## SOURCE MATERIAL
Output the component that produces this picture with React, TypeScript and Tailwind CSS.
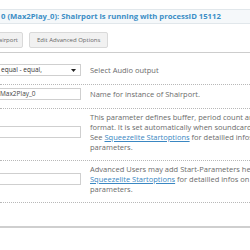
function Row({ control, children }: any) {
  return (
    <div className="flex items-center pt-[3px] pb-[8px] border-b border-dotted border-[#b8b8b8]">
      <div className="w-[90px] shrink-0 flex justify-end pr-[9px]">{control}</div>
      <div className="text-[7.5px] leading-[10px] text-[#6b6b6b] whitespace-nowrap">{children}</div>
    </div>
  );
}

function TextBox({ value }: any) {
  return (
    <div className="w-[120px] h-[12px] shrink-0 border border-[#cfcfcf] bg-white flex items-center pl-[38px] text-[6.5px] text-[#444]">
      {value}
    </div>
  );
}

const Link = ({ children }: any) => (
  <span className="text-[#3a87c2] underline">{children}</span>
);

export default function App() {
  return (
    <div className="w-[250px] h-[250px] overflow-hidden bg-white font-['Open_Sans',sans-serif]">
      <div className="h-[9px]" />
      <div className="h-[15px] border-y border-[#e1e7eb] bg-[#f5f8fa] flex items-center pl-px whitespace-nowrap text-[7.7px] font-bold text-[#3b8ec6]">
        0 (Max2Play_0): Shairport is running with processID 15112
      </div>

      <div className="flex gap-[6px] mt-[8px] pb-[4px] border-b border-[#cdcdcd]">
        <button className="w-[64px] ml-[-41px] h-[16px] shrink-0 flex items-center justify-end pr-[4px] rounded-[2px] border border-[#d9d9d9] bg-[#f1f1f1] text-[6px] text-[#666] whitespace-nowrap">
          Restart Shairport
        </button>
        <button className="h-[16px] px-[7px] flex items-center rounded-[2px] border border-[#d9d9d9] bg-[#f1f1f1] text-[6px] text-[#666] whitespace-nowrap">
          Edit Advanced Options
        </button>
      </div>

      <div className="pt-[8px]">
        <Row
          control={
            <div className="w-[120px] h-[12px] shrink-0 border border-[#cfcfcf] bg-white flex items-center justify-between pl-[39px] pr-[4px] text-[6.5px] text-[#333]">
              <span>equal - equal,</span>
              <svg width="5" height="3" viewBox="0 0 5 3">
                <path d="M0 0h5L2.5 3z" fill="#222" />
              </svg>
            </div>
          }
        >
          Select Audio output
        </Row>
        <Row control={<TextBox value="Max2Play_0" />}>Name for instance of Shairport.</Row>
        <Row control={<TextBox value="" />}>
          This parameter defines buffer, period count and sample
          <br />
          format. It is set automatically when soundcard is chosen.
          <br />
          See <Link>Squeezelite Startoptions</Link> for detailled infos on the
          <br />
          parameters.
        </Row>
        <Row control={<TextBox value="" />}>
          Advanced Users may add Start-Parameters here. See
          <br />
          <Link>Squeezelite Startoptions</Link> for detailled infos on the
          <br />
          parameters.
        </Row>
      </div>

      <div className="mt-[23px] border-t-2 border-[#cfcfcf]" />
    </div>
  );
}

## TASK TO COMPLETE
Leaving out the pictures, repeat the data above exactly.

## WORKED ANSWER
Output the component that produces this picture with React, TypeScript and Tailwind CSS.
function Row({ control, children }: any) {
  return (
    <div className="flex items-center pt-[3px] pb-[8px] border-b border-dotted border-[#b8b8b8]">
      <div className="w-[90px] shrink-0 flex justify-end pr-[9px]">{control}</div>
      <div className="text-[7.5px] leading-[10px] text-[#6b6b6b] whitespace-nowrap">{children}</div>
    </div>
  );
}

function TextBox({ value }: any) {
  return (
    <div className="w-[120px] h-[12px] shrink-0 border border-[#cfcfcf] bg-white flex items-center pl-[38px] text-[6.5px] text-[#444]">
      {value}
    </div>
  );
}

const Link = ({ children }: any) => (
  <span className="text-[#3a87c2] underline">{children}</span>
);

export default function App() {
  return (
    <div className="w-[250px] h-[250px] overflow-hidden bg-white font-['Open_Sans',sans-serif]">
      <div className="h-[9px]" />
      <div className="h-[15px] border-y border-[#e1e7eb] bg-[#f5f8fa] flex items-center pl-px whitespace-nowrap text-[7.7px] font-bold text-[#3b8ec6]">
        0 (Max2Play_0): Shairport is running with processID 15112
      </div>

      <div className="flex gap-[6px] mt-[8px] pb-[4px] border-b border-[#cdcdcd]">
        <button className="w-[64px] ml-[-41px] h-[16px] shrink-0 flex items-center justify-end pr-[4px] rounded-[2px] border border-[#d9d9d9] bg-[#f1f1f1] text-[6px] text-[#666] whitespace-nowrap">
          Restart Shairport
        </button>
        <button className="h-[16px] px-[7px] flex items-center rounded-[2px] border border-[#d9d9d9] bg-[#f1f1f1] text-[6px] text-[#666] whitespace-nowrap">
          Edit Advanced Options
        </button>
      </div>

      <div className="pt-[8px]">
        <Row
          control={
            <div className="w-[120px] h-[12px] shrink-0 border border-[#cfcfcf] bg-white flex items-center justify-between pl-[39px] pr-[4px] text-[6.5px] text-[#333]">
              <span>equal - equal,</span>
              <svg width="5" height="3" viewBox="0 0 5 3">
                <path d="M0 0h5L2.5 3z" fill="#222" />
              </svg>
            </div>
          }
        >
          Select Audio output
        </Row>
        <Row control={<TextBox value="Max2Play_0" />}>Name for instance of Shairport.</Row>
        <Row control={<TextBox value="" />}>
          This parameter defines buffer, period count and sample
          <br />
          format. It is set automatically when soundcard is chosen.
          <br />
          See <Link>Squeezelite Startoptions</Link> for detailled infos on the
          <br />
          parameters.
        </Row>
        <Row control={<TextBox value="" />}>
          Advanced Users may add Start-Parameters here. See
          <br />
          <Link>Squeezelite Startoptions</Link> for detailled infos on the
          <br />
          parameters.
        </Row>
      </div>

      <div className="mt-[23px] border-t-2 border-[#cfcfcf]" />
    </div>
  );
}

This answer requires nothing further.